I. Die Verhaftung des Angeschuldigten ist begründet, wenn Gefahr vorliegt, dass er die Spuren des Verbrechens verwischen oder sich der Untersuchung oder der Aburteilung durch die Flucht entziehen werde; sie bildet bei schweren Delikten die Regel.

Der Verhaft soll an eine Frist gebunden sein, deren Ausdehnung der richterlichen Bewilligung bedarf; derselbe ist für den Angeschuldigten so milde als möglich zu gestalten; Jugendliche sind in eine Anstalt oder Familie zu verbringen.

II. Der Angeschuldigte ist berechtigt und verpflichtet, dem Untersuchungsbeamten die zum Beweise seiner Nichtschuld dienenden Umstände bekannt zu geben. Das angebliche Recht des Angeschuldigten auf Aussageverweigerung ist somit praktisch bedeutungslos.

Bei ganz schweren Delikten, insbesondere Mord und Totschlag, ist stets der Geisteszustand des Angeschuldigten gerichtsärztlich untersuchen zu lassen; dabei ist die Anwendung von Hypnose zulässig.
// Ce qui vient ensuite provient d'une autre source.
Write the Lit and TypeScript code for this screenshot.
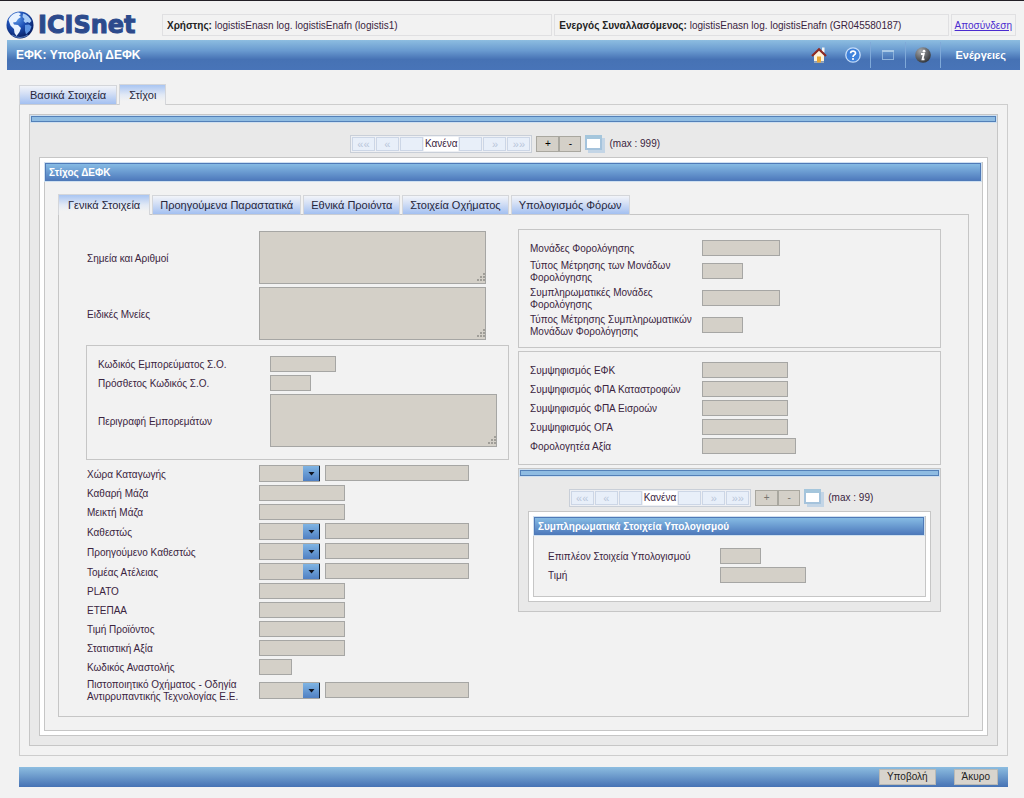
import { LitElement, html, css, svg } from "lit";
import { customElement, property } from "lit/decorators.js";

interface Field {
  label: string;
  kind: "text" | "combo" | "area";
  size?: string;
}

const SIGNS: Field[] = [
  { label: "Σημεία και Αριθμοί", kind: "area" },
  { label: "Ειδικές Μνείες", kind: "area" },
];

const GOODS: Field[] = [
  { label: "Κωδικός Εμπορεύματος Σ.Ο.", kind: "text", size: "w66" },
  { label: "Πρόσθετος Κωδικός Σ.Ο.", kind: "text", size: "w41" },
  { label: "Περιγραφή Εμπορεμάτων", kind: "area" },
];

const DETAILS: Field[] = [
  { label: "Χώρα Καταγωγής", kind: "combo" },
  { label: "Καθαρή Μάζα", kind: "text", size: "w86" },
  { label: "Μεικτή Μάζα", kind: "text", size: "w86" },
  { label: "Καθεστώς", kind: "combo" },
  { label: "Προηγούμενο Καθεστώς", kind: "combo" },
  { label: "Τομέας Ατέλειας", kind: "combo" },
  { label: "PLATO", kind: "text", size: "w86" },
  { label: "ΕΤΕΠΑΑ", kind: "text", size: "w86" },
  { label: "Τιμή Προϊόντος", kind: "text", size: "w86" },
  { label: "Στατιστική Αξία", kind: "text", size: "w86" },
  { label: "Κωδικός Αναστολής", kind: "text", size: "w33" },
  { label: "Πιστοποιητικό Οχήματος - Οδηγία Αντιρρυπαντικής Τεχνολογίας Ε.Ε.", kind: "combo" },
];

const UNITS: Field[] = [
  { label: "Μονάδες Φορολόγησης", kind: "text", size: "w78" },
  { label: "Τύπος Μέτρησης των Μονάδων Φορολόγησης", kind: "text", size: "w41" },
  { label: "Συμπληρωματικές Μονάδες Φορολόγησης", kind: "text", size: "w78" },
  { label: "Τύπος Μέτρησης Συμπληρωματικών Μονάδων Φορολόγησης", kind: "text", size: "w41" },
];

const OFFSETS: Field[] = [
  { label: "Συμψηφισμός ΕΦΚ", kind: "text", size: "w86" },
  { label: "Συμψηφισμός ΦΠΑ Καταστροφών", kind: "text", size: "w86" },
  { label: "Συμψηφισμός ΦΠΑ Εισροών", kind: "text", size: "w86" },
  { label: "Συμψηφισμός ΟΓΑ", kind: "text", size: "w86" },
  { label: "Φορολογητέα Αξία", kind: "text", size: "w94" },
];

const EXTRA: Field[] = [
  { label: "Επιπλέον Στοιχεία Υπολογισμού", kind: "text", size: "w41" },
  { label: "Τιμή", kind: "text", size: "w86" },
];

const globe = svg`
  <defs>
    <radialGradient id="sea" cx="38%" cy="28%" r="75%">
      <stop offset="0" stop-color="#5d9bea"/>
      <stop offset=".45" stop-color="#1d4fb4"/>
      <stop offset="1" stop-color="#061a5c"/>
    </radialGradient>
  </defs>
  <circle cx="14" cy="14" r="13.5" fill="url(#sea)"/>
  <path d="M2.500 9C5 3.500 9 1.500 13 1.500L15 3l-2 1.500 2 1.500-3 2-2 3-3 .500 1 2 4 .500 3 3-1.500 4-3 4-2-3-.500-4-3.500-3.500z" fill="#e8f2ff"/>
  <path d="M17 2.500c4 1 7 4 8.500 7.500l-2 2-2-1-2 1-2-2 1-2-2-2z" fill="#a9ccf7"/>
  <path d="M19 14l4-.500 2.500 2-1.500 4-4 4-1-4z" fill="#5c93e2"/>
  <path d="M6 24q8 5 16 0" stroke="#7aa8ea" fill="none" opacity=".7"/>`;

const home = svg`
  <path d="M11 .500h2.500v5H11z" fill="#f4f4f4"/>
  <path d="M3 8L8 3.500 13 8v7.500H3z" fill="#fdf3da"/>
  <path d="M3 14h10v1.500H3z" fill="#8d9db4"/>
  <path d="M6 9.500h4v6H6z" fill="#e6a637"/>
  <path d="M1 9L8 2.300 15 9" stroke="#8f2a22" stroke-width="2.200" fill="none"/>`;

const help = svg`
  <circle cx="8" cy="8" r="7.200" fill="#3f82dc" stroke="#c5dcf8" stroke-width="1.300"/>
  <path d="M5.600 6.300C5.600 3.300 10.600 3.400 10.500 6.200 10.400 7.900 8 7.900 8 9.900" stroke="#fff" stroke-width="1.700" fill="none"/>
  <circle cx="8" cy="12" r="1.100" fill="#fff"/>`;

const frame = svg`
  <rect x="2.500" y="3.500" width="11" height="9" fill="none" stroke="#8fb3da"/>
  <path d="M2 4h12" stroke="#a9c9e6" stroke-width="2"/>`;

const info = svg`
  <defs>
    <radialGradient id="steel" cx="35%" cy="25%" r="80%">
      <stop offset="0" stop-color="#a5a8ab"/>
      <stop offset="1" stop-color="#303338"/>
    </radialGradient>
  </defs>
  <circle cx="8" cy="8" r="7.800" fill="url(#steel)"/>
  <circle cx="9" cy="4.200" r="1.400" fill="#fff"/>
  <path d="M6 7H8.800L7.500 12.300H9.500" stroke="#fff" stroke-width="1.800" fill="none"/>`;

const base = css`
  :host {
    display: block;
  }
  * {
    box-sizing: border-box;
  }
  button,
  input,
  select,
  textarea {
    margin: 0;
    font: inherit;
    color: inherit;
    border-radius: 0;
  }
`;

@customElement("field-rows")
class FieldRows extends LitElement {
  @property({ attribute: false }) fields: Field[] = [];

  static styles = [
    base,
    css`
      .rows {
        display: flex;
        flex-direction: column;
        gap: 3px;
      }
      .row {
        display: grid;
        grid-template-columns: 172px 1fr;
        align-items: center;
        line-height: 12px;
      }
      .row label {
        padding: 1px 8px 0 0;
        margin-bottom: -1px;
      }
      .row .controls {
        display: flex;
        gap: 5px;
      }
      .field {
        height: 16px;
        border: 1px solid #a6a6a4;
        background-color: #d4d0c8;
        padding: 0 2px;
      }
      .w33 { width: 33px; }
      .w41 { width: 41px; }
      .w66 { width: 66px; }
      .w78 { width: 78px; }
      .w86 { width: 86px; }
      .w94 { width: 94px; }
      .w144 { width: 144px; }
      textarea.field {
        display: block;
        width: 227px;
        height: 53px;
        resize: both;
      }
      textarea.field::-webkit-resizer {
        background: url("data:image/svg+xml,%3Csvg xmlns='http://www.w3.org/2000/svg' width='10' height='10'%3E%3Cpath d='M8 0h2v2H8zM5 3h2v2H5zM8 3h2v2H8zM2 6h2v2H2zM5 6h2v2H5zM8 6h2v2H8z' fill='%23a09e98'/%3E%3C/svg%3E")
          no-repeat right bottom;
      }
      select.field {
        appearance: none;
        width: 61px;
        height: 17px;
        background-image: url("data:image/svg+xml,%3Csvg xmlns='http://www.w3.org/2000/svg' width='17' height='17'%3E%3Cdefs%3E%3ClinearGradient id='g' x2='0' y2='1'%3E%3Cstop stop-color='%2382b8e6'/%3E%3Cstop offset='1' stop-color='%234d7cc0'/%3E%3C/linearGradient%3E%3C/defs%3E%3Cpath fill='url(%23g)' d='M0 0h17v17H0z'/%3E%3Cpath d='M16.500 0v16.500H0' fill='none' stroke='%23112033'/%3E%3Cpath d='M5.500 7h6l-3 3.500z' fill='%23101420'/%3E%3C/svg%3E");
        background-repeat: no-repeat;
        background-origin: border-box;
        background-position: right top;
        border-right: 0;
      }
    `,
  ];

  control(f: Field, id: string) {
    if (f.kind === "area") return html`<textarea class="field" id=${id} readonly></textarea>`;
    if (f.kind === "combo")
      return html`<select class="field" id=${id}><option></option></select>
        <input class="field w144" aria-label=${f.label} readonly />`;
    return html`<input class="field ${f.size}" id=${id} readonly />`;
  }

  render() {
    return html`<div class="rows">
      ${this.fields.map(
        (f, i) => html`<div class="row">
          <label for="f${i}">${f.label}</label>
          <div class="controls">${this.control(f, `f${i}`)}</div>
        </div>`
      )}
    </div>`;
  }
}

@customElement("tab-strip")
class TabStrip extends LitElement {
  @property({ attribute: false }) tabs: string[] = [];
  @property({ type: Number }) active = 0;
  @property({ type: Boolean }) dense = false;

  static styles = [
    base,
    css`
      :host {
        margin-bottom: -1px;
        position: relative;
      }
      .tabs {
        display: flex;
        align-items: flex-end;
        gap: 2px;
      }
      .tab {
        height: 20px;
        padding: 0 10px;
        border: 1px solid #d4d6da;
        border-bottom-color: #c8ccd4;
        font-size: 11px;
        line-height: 18px;
        white-space: nowrap;
        color: #26263c;
        background: linear-gradient(#f2f4f9, #d5e0f5 40%, #a3c0f1);
      }
      .dense .tab {
        padding: 0 7px;
      }
      .tab.on {
        height: 21px;
        padding: 0 9px;
        border-bottom: 0;
        background: linear-gradient(#a9c5f2, #e2e9f5 50%, #f2f2f2 80%);
      }
    `,
  ];

  render() {
    return html`<div class="tabs ${this.dense ? "dense" : ""}" role="tablist">
      ${this.tabs.map(
        (t, i) => html`<button
          class="tab ${i === this.active ? "on" : ""}"
          role="tab"
          aria-selected=${i === this.active}
        >${t}</button>`
      )}
    </div>`;
  }
}

@customElement("record-panel")
class RecordPanel extends LitElement {
  @property() heading = "";
  @property() max = "";
  @property({ type: Boolean }) locked = false;

  static styles = [
    base,
    css`
      .outer {
        border: 1px solid #c6c6c6;
        background: #e9e9e9;
        padding-bottom: 9px;
      }
      .strip {
        height: 6px;
        margin: 1px 1px 0;
        border: 1px solid #5380b8;
        box-shadow: 0 0 0 1px #cfe0f0;
        background: #8fbce2;
      }
      .pager {
        display: flex;
        align-items: center;
        justify-content: center;
        padding: 13px 17px 4px 0;
      }
      .steps {
        display: flex;
        gap: 1px;
        height: 18px;
        padding: 1px;
        border: 1px solid #c9cfd8;
        background: #eef0f4;
      }
      .step {
        width: 23px;
        padding: 0;
        border: 1px solid #ccd6e6;
        background: #e8eff9;
        color: #b9c6da;
        font-size: 11px;
        line-height: 12px;
      }
      .current {
        padding: 0 1px;
        background: #fff;
        line-height: 14px;
      }
      .op {
        width: 22px;
        height: 16px;
        padding: 0;
        border: 1px solid #a9a79f;
        background: #d4d0c8;
        line-height: 12px;
        color: #000;
      }
      .op.first {
        width: 23px;
        margin-left: 4px;
      }
      .op.locked {
        color: #77756f;
      }
      .list {
        width: 20px;
        height: 18px;
        margin: 0 4px;
        padding: 0;
        border: 0;
        background: none;
      }
      .list svg {
        display: block;
      }
      .white {
        margin: 0 9px;
        padding: 4px;
        border: 1px solid #c6c6c6;
        background: #fff;
      }
      .inner {
        border: 1px solid #c6c6c6;
        background: #f2f2f2;
      }
      .title {
        margin: 0 1px 1px 0;
        height: 18px;
        padding: 0 3px;
        border: 1px solid #4f7ab8;
        box-shadow: 0 0 0 1px #cfe0f0;
        background: linear-gradient(#86bbe4, #4f7bbd);
        color: #fff;
        font-size: 10px;
        line-height: 18px;
        font-weight: bold;
      }
    `,
  ];

  step(glyph: string, name: string) {
    return html`<button class="step" aria-label=${name}>${glyph}</button>`;
  }

  render() {
    const lock = this.locked ? "locked" : "";
    return html`<section class="outer">
      <div class="strip"></div>
      <div class="pager">
        <div class="steps">
          ${this.step("««", "Πρώτο")}${this.step("«", "Προηγούμενο")}${this.step("", "Από")}
          <span class="current">Κανένα</span>
          ${this.step("", "Έως")}${this.step("»", "Επόμενο")}${this.step("»»", "Τελευταίο")}
        </div>
        <button class="op first ${lock}">+</button>
        <button class="op ${lock}">-</button>
        <button class="list" aria-label="Λίστα">
          <svg width="20" height="18" viewBox="0 0 20 18">
            <path d="M3 3h17v15H3z" fill="#c3d5e6" />
            <path d="M1 1h15v13H1z" fill="#fff" stroke="#a5c3dc" stroke-width="2" />
            <path d="M0 0h17v4H0z" fill="#a5c6dc" />
          </svg>
        </button>
        <span>(max : ${this.max})</span>
      </div>
      <div class="white">
        <div class="inner">
          <h2 class="title">${this.heading}</h2>
          <slot></slot>
        </div>
      </div>
    </section>`;
  }
}

@customElement("app-root")
class AppRoot extends LitElement {
  static styles = [
    base,
    css`
      :host {
        min-height: 100vh;
        box-sizing: border-box;
        background: #f2f2f2;
        border-top: 1px solid #221f26;
        font-family: "Liberation Sans", Arial, sans-serif;
        font-size: 10px;
        line-height: 12px;
        color: #3a2440;
      }
      .head {
        display: flex;
        align-items: center;
        height: 39px;
        padding: 8px 8px 0 6px;
      }
      .logo {
        display: flex;
        align-items: center;
        gap: 4px;
        width: 156px;
        font: bold 24px/28px "DejaVu Sans", sans-serif;
        color: #2c4a8c;
        -webkit-text-stroke: 1px #2c4a8c;
      }
      .facts {
        display: flex;
        flex: 1;
        gap: 2px;
      }
      .fact {
        flex: 391 1 0;
        height: 22px;
        padding: 0 4px;
        border: 1px solid #e0e0e2;
        line-height: 22px;
        white-space: nowrap;
      }
      .fact.partner {
        flex-grow: 395;
      }
      .fact.exit {
        flex: none;
        padding: 0 3px;
      }
      .fact b {
        color: #222;
      }
      .fact a {
        color: #4a2bd0;
      }
      .bar {
        display: flex;
        align-items: center;
        height: 30px;
        margin: 0 4px 0 7px;
        padding: 0 14px 0 9px;
        background: linear-gradient(#8dbde0, #6a9bd0 35%, #4672b4 65%, #4874b8);
        color: #fff;
        font-size: 11px;
        font-weight: bold;
      }
      .bar h1 {
        flex: 1;
        margin: 0;
        font-size: 12px;
      }
      .tool {
        display: flex;
        align-items: center;
        justify-content: center;
        width: 34px;
        height: 26px;
        padding: 0;
        border: 0;
        background: none;
      }
      .tool.split {
        width: 35px;
        border-left: 1px solid #7fa9d8;
      }
      .actions {
        height: 26px;
        padding: 0 0 0 14px;
        border: 0;
        border-left: 1px solid #7fa9d8;
        background: none;
      }
      .page {
        margin: 14px 16px 0 19px;
      }
      .sheet {
        border: 1px solid #cdcdcd;
        padding: 9px;
      }
      .item {
        padding: 12px 13px 13px;
      }
      .form {
        display: grid;
        grid-template-columns: 1fr 1fr;
        align-items: start;
        gap: 9px;
        border: 1px solid #c6c6c6;
        padding: 14px 27px;
      }
      .col {
        display: flex;
        flex-direction: column;
      }
      .col.right {
        gap: 3px;
      }
      .plain {
        padding-left: 1px;
      }
      .col.left {
        gap: 5px;
        padding-top: 2px;
      }
      .group {
        border: 1px solid #c6c6c6;
        padding: 10px 11px;
      }
      .group.goods {
        padding-bottom: 12px;
      }
      .extra {
        padding: 12px 14px 13px;
      }
      .foot {
        display: flex;
        align-items: center;
        justify-content: flex-end;
        gap: 18px;
        height: 20px;
        margin-top: 11px;
        padding-right: 10px;
        background: linear-gradient(#8dbde0, #4672b4);
      }
      .foot button {
        height: 16px;
        padding: 0 7px;
        border: 1px solid #b9b9b5;
        background: #d8d4cd;
        line-height: 12px;
        color: #222;
      }
    `,
  ];

  icon(art: unknown, name: string, split = false) {
    return html`<button class="tool ${split ? "split" : ""}" aria-label=${name}>
      <svg width="16" height="16" viewBox="0 0 16 16">${art}</svg>
    </button>`;
  }

  render() {
    return html`
      <header>
        <div class="head">
          <div class="logo">
            <svg width="28" height="28" viewBox="0 0 28 28" aria-hidden="true">${globe}</svg>
            <span>ICISnet</span>
          </div>
          <div class="facts">
            <div class="fact"><b>Χρήστης:</b> logistisEnasn log. logistisEnafn (logistis1)</div>
            <div class="fact partner"><b>Ενεργός Συναλλασόμενος:</b> logistisEnasn log. logistisEnafn (GR045580187)</div>
            <div class="fact exit"><a href="#">Αποσύνδεση</a></div>
          </div>
        </div>
        <div class="bar">
          <h1>ΕΦΚ: Υποβολή ΔΕΦΚ</h1>
          ${this.icon(home, "Αρχική")} ${this.icon(help, "Βοήθεια")}
          ${this.icon(frame, "Παράθυρο", true)} ${this.icon(info, "Πληροφορίες", true)}
          <button class="actions">Ενέργειες</button>
        </div>
      </header>
      <main class="page">
        <tab-strip .tabs=${["Βασικά Στοιχεία", "Στίχοι"]} active="1"></tab-strip>
        <div class="sheet">
          <record-panel heading="Στίχος ΔΕΦΚ" max="999">
            <div class="item">
              <tab-strip
                dense
                .tabs=${["Γενικά Στοιχεία", "Προηγούμενα Παραστατικά", "Εθνικά Προιόντα", "Στοιχεία Οχήματος", "Υπολογισμός Φόρων"]}
                active="0"
              ></tab-strip>
              <div class="form">
                <div class="col left">
                  <field-rows class="plain" .fields=${SIGNS}></field-rows>
                  <div class="group goods"><field-rows .fields=${GOODS}></field-rows></div>
                  <field-rows class="plain" .fields=${DETAILS}></field-rows>
                </div>
                <div class="col right">
                  <div class="group"><field-rows .fields=${UNITS}></field-rows></div>
                  <div class="group"><field-rows .fields=${OFFSETS}></field-rows></div>
                  <record-panel heading="Συμπληρωματικά Στοιχεία Υπολογισμού" max="99" locked>
                    <div class="extra"><field-rows .fields=${EXTRA}></field-rows></div>
                  </record-panel>
                </div>
              </div>
            </div>
          </record-panel>
        </div>
        <footer class="foot">
          <button>Υποβολή</button>
          <button>Άκυρο</button>
        </footer>
      </main>
    `;
  }
}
III. Die Ausdehnung der amtlichen Verteidigung auf alle Fälle von schweren Verbrechen führt für den Privatanwalt leicht zu Pflichtenkollisionen und ist daher einem öffentlichen Verteidiger zu übertragen. Derselbe hat insbesondere auch die Individualität und den Charakter des Angeschuldigten abzuklären.